Paper Lifecycle

article-cli separates the paper lifecycle into explicit commands. Each command owns a narrow part of the repository state.

Command Roles

init

Create the repository files for a new paper: document template, project configuration, workflow, README, ignore rules, editor settings, and template metadata.

setup

Install managed gitinfo2 hooks and refresh gitHeadLocal.gin. The command is idempotent and preserves existing shell hook logic.

doctor

Report repository, hook, build, bibliography, workflow, and release readiness. Use doctor --json in CI and doctor --fix for safe local repairs.

bib update

Refresh deterministic BibTeX from Zotero. Use --check in CI or release preparation when the checked-in bibliography must already be current.

compile

Build the configured document. The command reports the selected engine, output directory, version metadata, page count when pdfinfo is available, and common LaTeX warning counts.

version

Refresh and report gitinfo2 metadata without creating a tag.

release

Create a checked paper release. The release flow validates the tag, checks the working tree, optionally checks or updates the bibliography, refreshes metadata, compiles before and after tagging, verifies the PDF text, writes a checksum, and optionally pushes or creates a GitHub release.

article-cli doctor
article-cli doctor --fix
article-cli bib update --dry-run
article-cli bib update
article-cli compile
article-cli version
article-cli release v1 --dry-run
article-cli release v1

CI Flow

Generated GitHub Actions workflows use uv, install article-cli, run article-cli setup, upload article-cli doctor --json, compile the document, and upload the resulting PDF. Bibliography and release behavior are controlled by [tool.article-cli.workflow].

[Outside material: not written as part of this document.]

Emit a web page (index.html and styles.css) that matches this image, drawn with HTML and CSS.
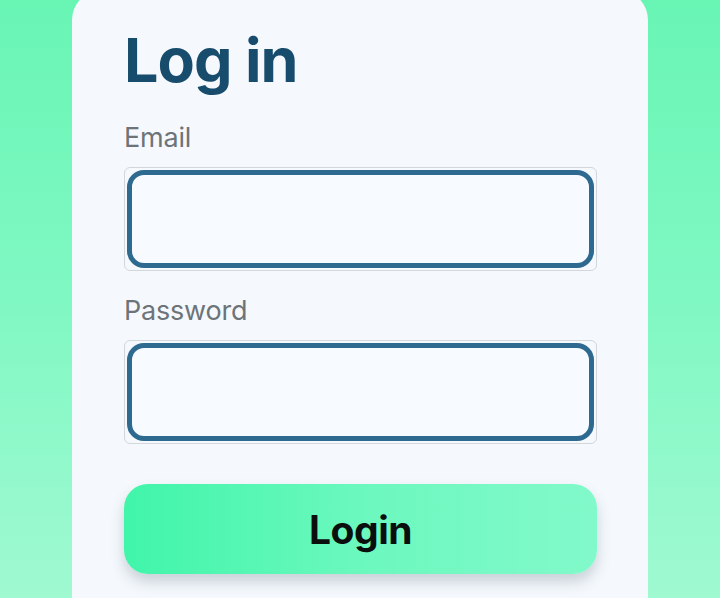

Release Guarantees and Limits

The release command is intentionally conservative. It does not commit, force-retag, push, or create a GitHub release unless the corresponding flag or configuration enables that behavior.

It verifies repository consistency, but it does not remove normal HPC or TeX variability. The useful guarantee is traceability: the source state, generated metadata, PDF text, release tag, and checksum are checked together.